I've come across the not-uncommon issue where ssh keys on a host have changed, so they don't match what's saved in my ~/.ssh/known_hosts file. When I connect (in this case via an Ansible playbook), it freaks out with "WARNING: REMOTE HOST IDENTIFICATION HAS CHANGED!", yada yada yada.

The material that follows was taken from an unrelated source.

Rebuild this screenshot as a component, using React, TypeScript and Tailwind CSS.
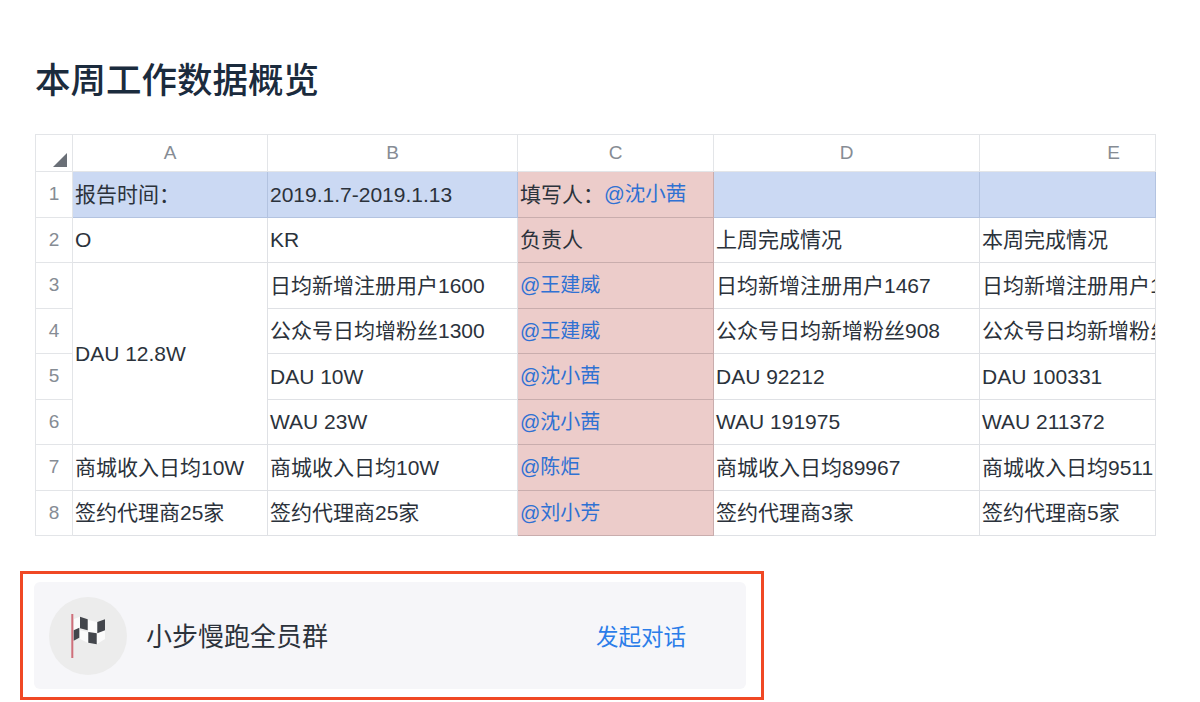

The usual fix for this is to run ssh-keygen -R <host-ip-or-name>, which deletes the offending entry. In this case the host is an ip:port combo, so I tried to run it like this:

ssh-keygen -R [xxx.xxx.xx.xxx]:yyyyy

Instead of updating known_hosts, I get a message returned that says:

zsh: no matches found: [xxx.xxx.xx.xxx]:yyyyy

I tried running it without the port, just in case (ssh-keygen -R xxx.xxx.xx.xxx). That gives a "host not found" error.

What am I doing wrong?

1 Answer 1


The problem was actually the zsh shell. Given the [xxx.xxx.xx.xxx]:yyyyy syntax, zsh was interpreting the []s as a globbing pattern. That's why I was getting a "zsh: no matches found" error.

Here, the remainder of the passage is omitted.